#### Given task:
Quote the listing below in full and exactly as written, but omit every picture.

#### Supplied material:
-- begin --

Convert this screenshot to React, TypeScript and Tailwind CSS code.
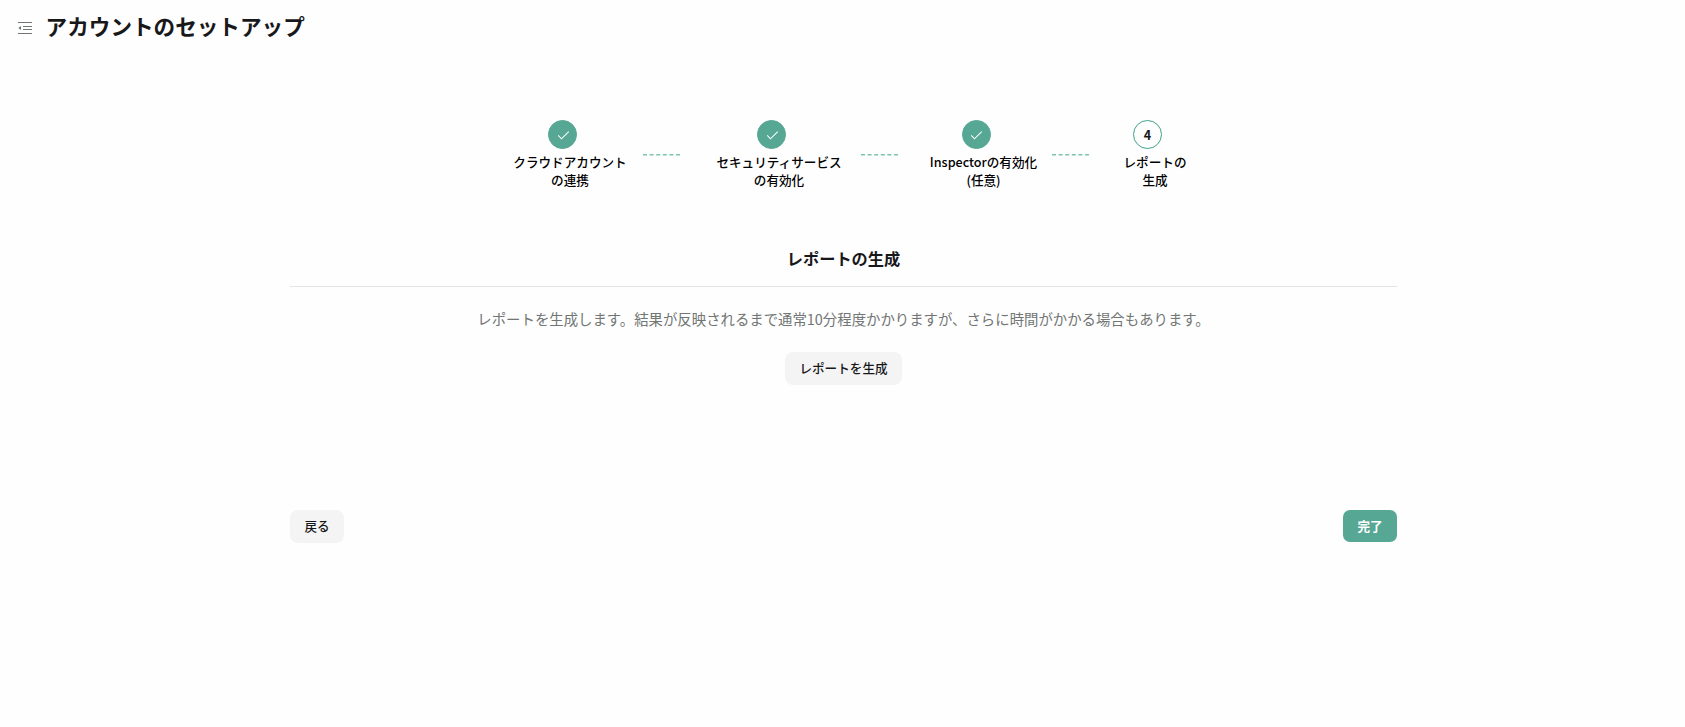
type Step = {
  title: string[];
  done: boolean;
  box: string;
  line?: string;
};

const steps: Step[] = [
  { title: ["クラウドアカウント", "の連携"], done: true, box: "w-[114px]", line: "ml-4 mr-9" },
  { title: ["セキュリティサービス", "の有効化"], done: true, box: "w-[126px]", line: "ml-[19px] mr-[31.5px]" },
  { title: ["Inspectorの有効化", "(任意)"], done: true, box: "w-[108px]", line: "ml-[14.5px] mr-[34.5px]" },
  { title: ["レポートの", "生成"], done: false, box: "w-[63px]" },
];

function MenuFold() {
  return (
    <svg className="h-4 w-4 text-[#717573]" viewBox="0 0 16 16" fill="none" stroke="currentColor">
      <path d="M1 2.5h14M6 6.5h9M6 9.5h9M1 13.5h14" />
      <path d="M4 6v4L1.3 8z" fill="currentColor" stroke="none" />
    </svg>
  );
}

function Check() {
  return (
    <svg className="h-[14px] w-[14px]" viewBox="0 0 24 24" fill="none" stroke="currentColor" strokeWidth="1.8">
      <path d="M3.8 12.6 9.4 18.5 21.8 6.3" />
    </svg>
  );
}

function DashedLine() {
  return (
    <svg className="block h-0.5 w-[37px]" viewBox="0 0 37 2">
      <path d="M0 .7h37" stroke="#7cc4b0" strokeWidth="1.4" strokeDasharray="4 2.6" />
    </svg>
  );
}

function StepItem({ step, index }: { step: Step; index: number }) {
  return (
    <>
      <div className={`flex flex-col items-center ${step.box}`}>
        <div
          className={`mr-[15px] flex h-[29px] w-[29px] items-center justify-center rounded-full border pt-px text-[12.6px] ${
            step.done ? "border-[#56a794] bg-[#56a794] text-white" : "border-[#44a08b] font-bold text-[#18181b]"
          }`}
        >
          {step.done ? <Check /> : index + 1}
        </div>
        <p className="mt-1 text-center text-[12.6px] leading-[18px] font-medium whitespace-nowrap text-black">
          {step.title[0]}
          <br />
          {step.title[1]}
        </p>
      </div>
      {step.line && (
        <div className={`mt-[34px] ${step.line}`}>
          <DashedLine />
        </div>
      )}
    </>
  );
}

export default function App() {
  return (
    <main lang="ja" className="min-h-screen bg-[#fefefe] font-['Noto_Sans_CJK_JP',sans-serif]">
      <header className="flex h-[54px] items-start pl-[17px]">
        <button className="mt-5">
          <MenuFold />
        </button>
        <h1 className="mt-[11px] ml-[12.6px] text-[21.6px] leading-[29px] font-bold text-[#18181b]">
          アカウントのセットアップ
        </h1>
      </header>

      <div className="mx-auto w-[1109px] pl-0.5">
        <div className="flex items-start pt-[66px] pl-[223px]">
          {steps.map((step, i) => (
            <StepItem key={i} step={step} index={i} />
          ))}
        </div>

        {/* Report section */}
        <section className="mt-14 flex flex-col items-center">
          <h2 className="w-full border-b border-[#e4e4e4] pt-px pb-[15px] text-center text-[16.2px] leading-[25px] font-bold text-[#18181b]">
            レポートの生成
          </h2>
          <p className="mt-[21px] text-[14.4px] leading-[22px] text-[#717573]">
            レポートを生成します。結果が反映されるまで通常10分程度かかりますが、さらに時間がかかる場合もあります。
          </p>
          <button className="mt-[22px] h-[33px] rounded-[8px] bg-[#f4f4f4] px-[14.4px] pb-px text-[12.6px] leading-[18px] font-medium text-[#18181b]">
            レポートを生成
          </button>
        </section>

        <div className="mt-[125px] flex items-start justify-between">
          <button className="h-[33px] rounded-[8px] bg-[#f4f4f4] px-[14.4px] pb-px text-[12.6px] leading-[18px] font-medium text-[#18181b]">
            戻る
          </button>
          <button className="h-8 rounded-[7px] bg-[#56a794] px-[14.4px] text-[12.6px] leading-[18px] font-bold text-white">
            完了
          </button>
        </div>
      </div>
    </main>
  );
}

-- end --

#### Answer to this exercise:
Convert this screenshot to React, TypeScript and Tailwind CSS code.
type Step = {
  title: string[];
  done: boolean;
  box: string;
  line?: string;
};

const steps: Step[] = [
  { title: ["クラウドアカウント", "の連携"], done: true, box: "w-[114px]", line: "ml-4 mr-9" },
  { title: ["セキュリティサービス", "の有効化"], done: true, box: "w-[126px]", line: "ml-[19px] mr-[31.5px]" },
  { title: ["Inspectorの有効化", "(任意)"], done: true, box: "w-[108px]", line: "ml-[14.5px] mr-[34.5px]" },
  { title: ["レポートの", "生成"], done: false, box: "w-[63px]" },
];

function MenuFold() {
  return (
    <svg className="h-4 w-4 text-[#717573]" viewBox="0 0 16 16" fill="none" stroke="currentColor">
      <path d="M1 2.5h14M6 6.5h9M6 9.5h9M1 13.5h14" />
      <path d="M4 6v4L1.3 8z" fill="currentColor" stroke="none" />
    </svg>
  );
}

function Check() {
  return (
    <svg className="h-[14px] w-[14px]" viewBox="0 0 24 24" fill="none" stroke="currentColor" strokeWidth="1.8">
      <path d="M3.8 12.6 9.4 18.5 21.8 6.3" />
    </svg>
  );
}

function DashedLine() {
  return (
    <svg className="block h-0.5 w-[37px]" viewBox="0 0 37 2">
      <path d="M0 .7h37" stroke="#7cc4b0" strokeWidth="1.4" strokeDasharray="4 2.6" />
    </svg>
  );
}

function StepItem({ step, index }: { step: Step; index: number }) {
  return (
    <>
      <div className={`flex flex-col items-center ${step.box}`}>
        <div
          className={`mr-[15px] flex h-[29px] w-[29px] items-center justify-center rounded-full border pt-px text-[12.6px] ${
            step.done ? "border-[#56a794] bg-[#56a794] text-white" : "border-[#44a08b] font-bold text-[#18181b]"
          }`}
        >
          {step.done ? <Check /> : index + 1}
        </div>
        <p className="mt-1 text-center text-[12.6px] leading-[18px] font-medium whitespace-nowrap text-black">
          {step.title[0]}
          <br />
          {step.title[1]}
        </p>
      </div>
      {step.line && (
        <div className={`mt-[34px] ${step.line}`}>
          <DashedLine />
        </div>
      )}
    </>
  );
}

export default function App() {
  return (
    <main lang="ja" className="min-h-screen bg-[#fefefe] font-['Noto_Sans_CJK_JP',sans-serif]">
      <header className="flex h-[54px] items-start pl-[17px]">
        <button className="mt-5">
          <MenuFold />
        </button>
        <h1 className="mt-[11px] ml-[12.6px] text-[21.6px] leading-[29px] font-bold text-[#18181b]">
          アカウントのセットアップ
        </h1>
      </header>

      <div className="mx-auto w-[1109px] pl-0.5">
        <div className="flex items-start pt-[66px] pl-[223px]">
          {steps.map((step, i) => (
            <StepItem key={i} step={step} index={i} />
          ))}
        </div>

        {/* Report section */}
        <section className="mt-14 flex flex-col items-center">
          <h2 className="w-full border-b border-[#e4e4e4] pt-px pb-[15px] text-center text-[16.2px] leading-[25px] font-bold text-[#18181b]">
            レポートの生成
          </h2>
          <p className="mt-[21px] text-[14.4px] leading-[22px] text-[#717573]">
            レポートを生成します。結果が反映されるまで通常10分程度かかりますが、さらに時間がかかる場合もあります。
          </p>
          <button className="mt-[22px] h-[33px] rounded-[8px] bg-[#f4f4f4] px-[14.4px] pb-px text-[12.6px] leading-[18px] font-medium text-[#18181b]">
            レポートを生成
          </button>
        </section>

        <div className="mt-[125px] flex items-start justify-between">
          <button className="h-[33px] rounded-[8px] bg-[#f4f4f4] px-[14.4px] pb-px text-[12.6px] leading-[18px] font-medium text-[#18181b]">
            戻る
          </button>
          <button className="h-8 rounded-[7px] bg-[#56a794] px-[14.4px] text-[12.6px] leading-[18px] font-bold text-white">
            完了
          </button>
        </div>
      </div>
    </main>
  );
}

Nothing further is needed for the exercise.